### Task requirements:
In the material below, find every line with "this" and pull it out.

### Available data:
________________________

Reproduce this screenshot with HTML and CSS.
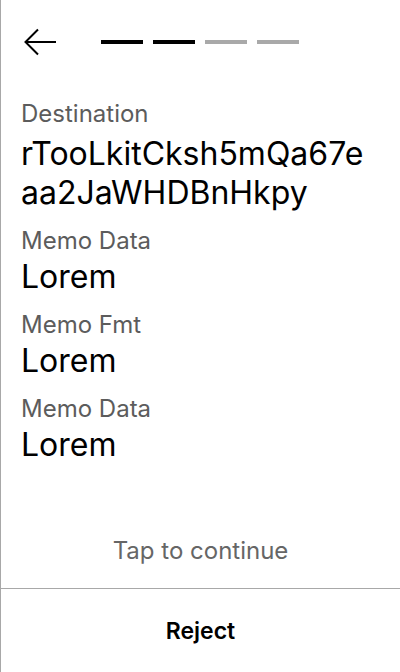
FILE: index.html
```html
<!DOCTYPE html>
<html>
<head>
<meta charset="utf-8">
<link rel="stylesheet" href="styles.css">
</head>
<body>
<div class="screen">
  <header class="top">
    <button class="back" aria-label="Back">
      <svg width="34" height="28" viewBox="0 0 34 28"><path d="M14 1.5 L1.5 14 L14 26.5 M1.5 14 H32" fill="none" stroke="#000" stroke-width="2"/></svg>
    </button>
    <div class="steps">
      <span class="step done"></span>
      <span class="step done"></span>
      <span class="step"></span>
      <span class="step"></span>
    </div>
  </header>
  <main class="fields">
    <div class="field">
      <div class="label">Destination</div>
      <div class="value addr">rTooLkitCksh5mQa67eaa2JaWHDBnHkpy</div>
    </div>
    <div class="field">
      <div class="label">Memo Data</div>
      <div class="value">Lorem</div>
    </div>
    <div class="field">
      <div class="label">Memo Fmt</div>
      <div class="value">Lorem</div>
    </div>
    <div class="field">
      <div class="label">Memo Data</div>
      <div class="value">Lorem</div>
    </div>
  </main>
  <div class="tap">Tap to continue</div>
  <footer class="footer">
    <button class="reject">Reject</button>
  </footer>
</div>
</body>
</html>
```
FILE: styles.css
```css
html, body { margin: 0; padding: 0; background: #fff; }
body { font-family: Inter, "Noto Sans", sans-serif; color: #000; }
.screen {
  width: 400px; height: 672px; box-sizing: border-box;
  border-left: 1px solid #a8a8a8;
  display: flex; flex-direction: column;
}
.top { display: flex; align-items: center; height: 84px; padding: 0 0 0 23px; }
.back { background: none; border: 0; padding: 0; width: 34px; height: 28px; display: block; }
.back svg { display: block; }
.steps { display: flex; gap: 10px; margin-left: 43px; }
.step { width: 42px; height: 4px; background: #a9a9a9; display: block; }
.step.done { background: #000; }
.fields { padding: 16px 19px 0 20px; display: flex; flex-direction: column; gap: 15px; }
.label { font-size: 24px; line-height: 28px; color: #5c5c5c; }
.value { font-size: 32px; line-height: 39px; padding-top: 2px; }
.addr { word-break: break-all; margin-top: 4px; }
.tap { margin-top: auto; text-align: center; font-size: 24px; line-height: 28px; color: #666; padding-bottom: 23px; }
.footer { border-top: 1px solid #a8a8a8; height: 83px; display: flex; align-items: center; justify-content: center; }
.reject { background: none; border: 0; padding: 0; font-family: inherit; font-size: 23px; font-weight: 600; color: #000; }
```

________________________

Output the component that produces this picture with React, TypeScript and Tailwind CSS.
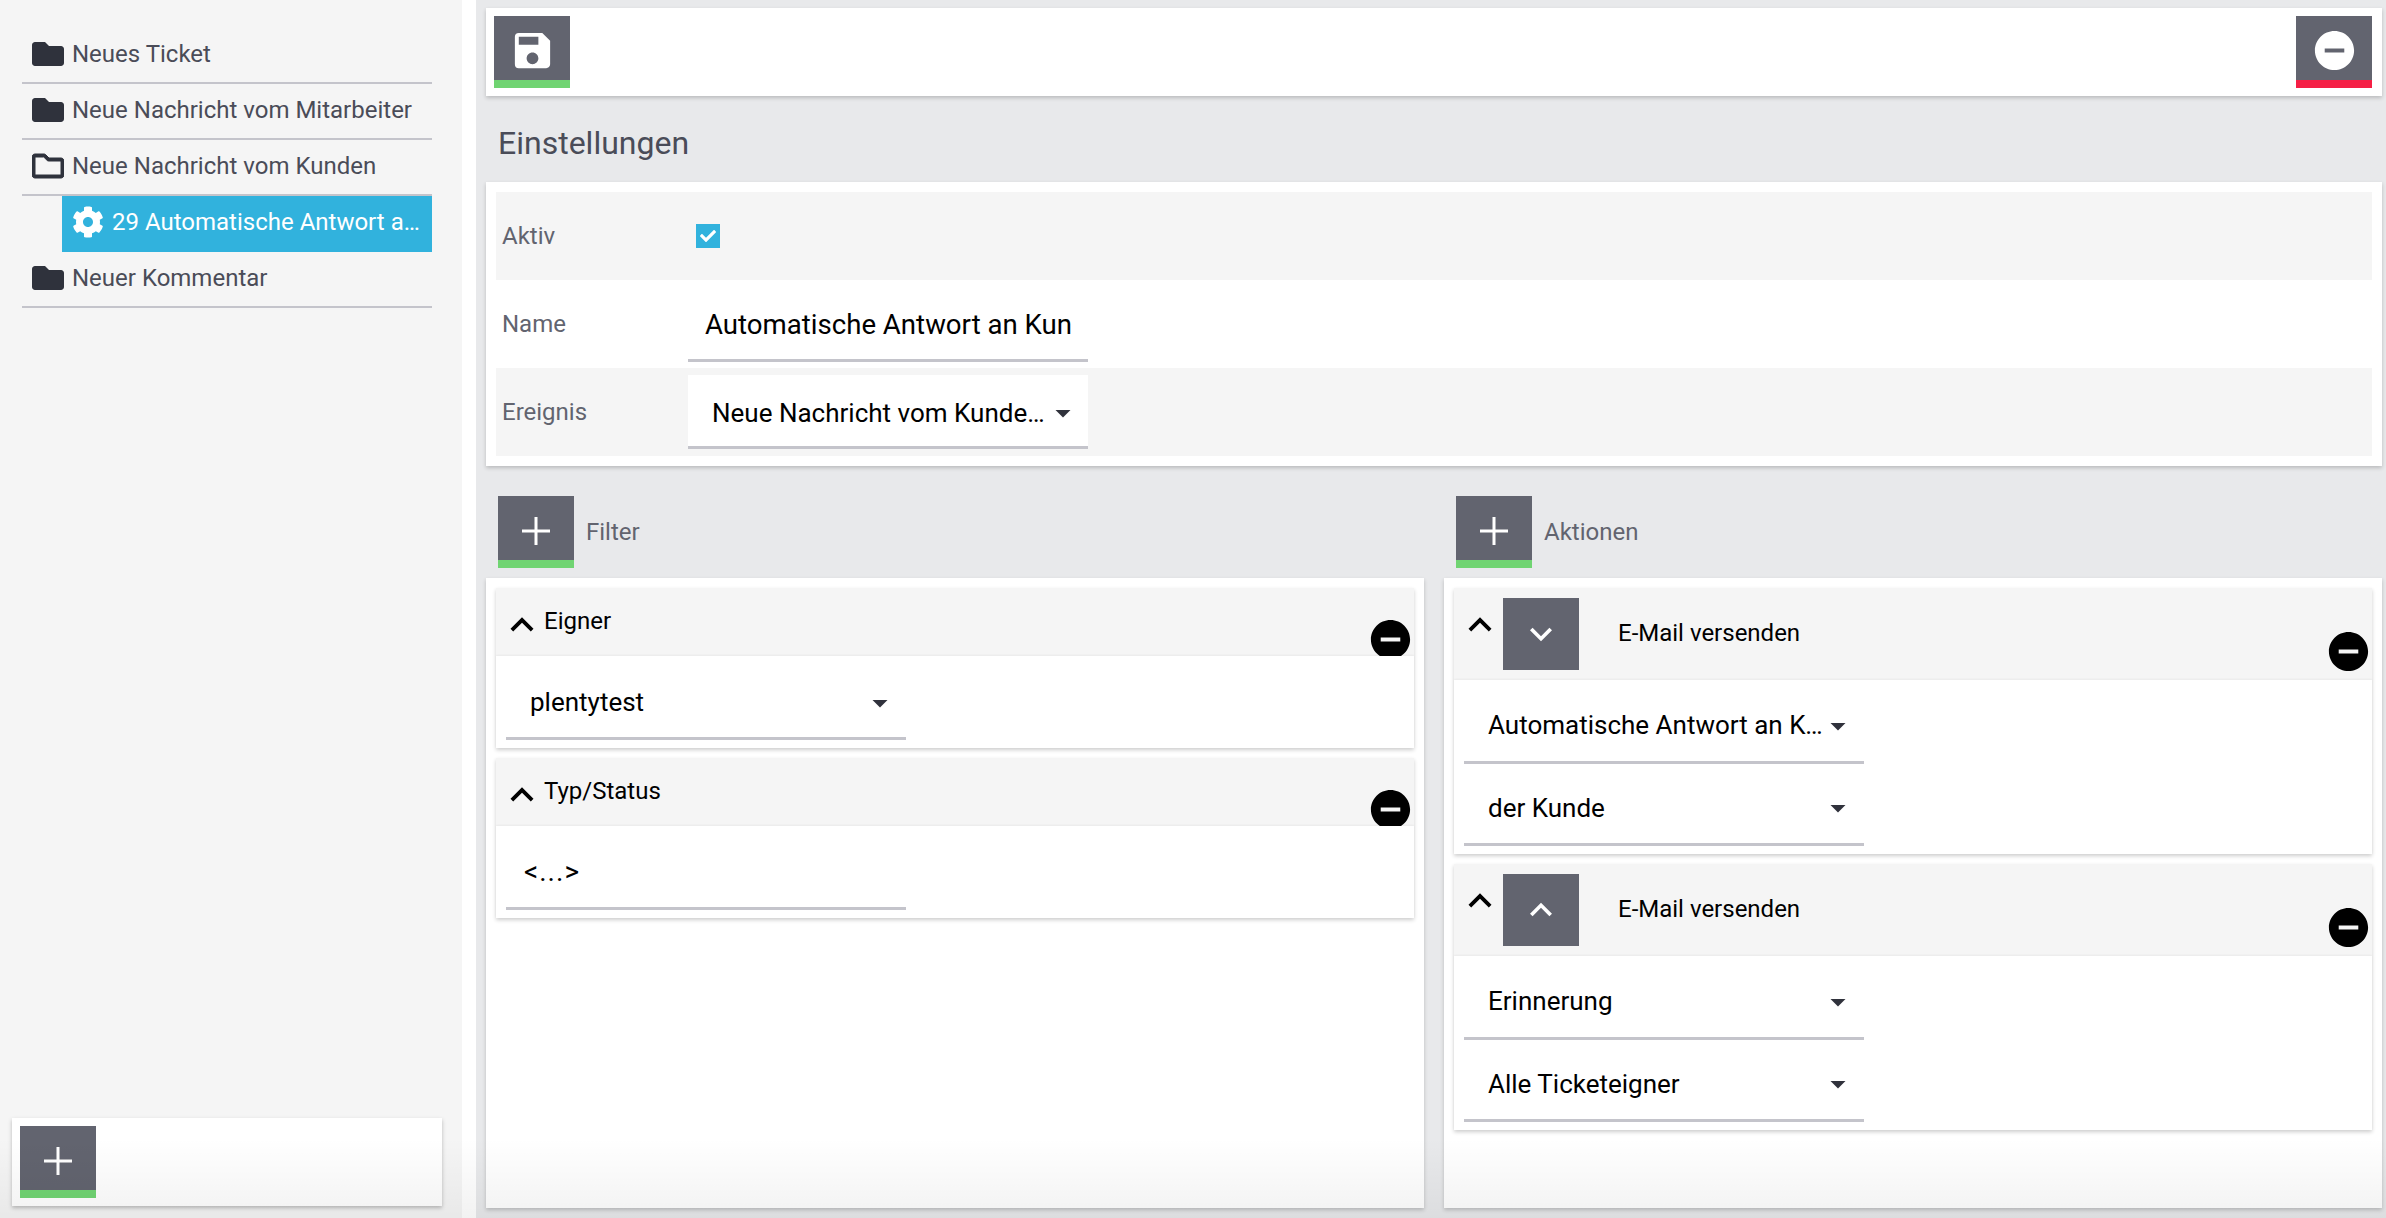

________________________

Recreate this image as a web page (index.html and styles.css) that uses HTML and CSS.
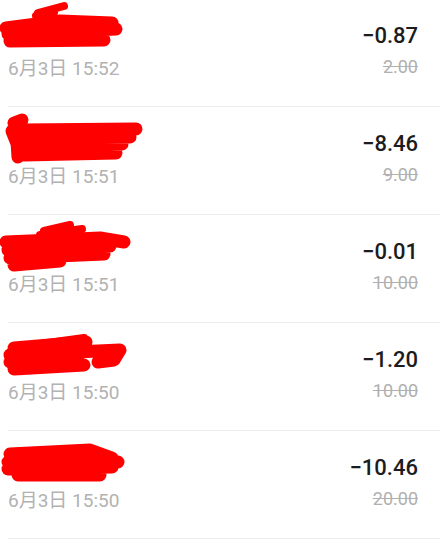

________________________

### Solved problem:
Reproduce this screenshot with HTML and CSS.
Output the component that produces this picture with React, TypeScript and Tailwind CSS.
Recreate this image as a web page (index.html and styles.css) that uses HTML and CSS.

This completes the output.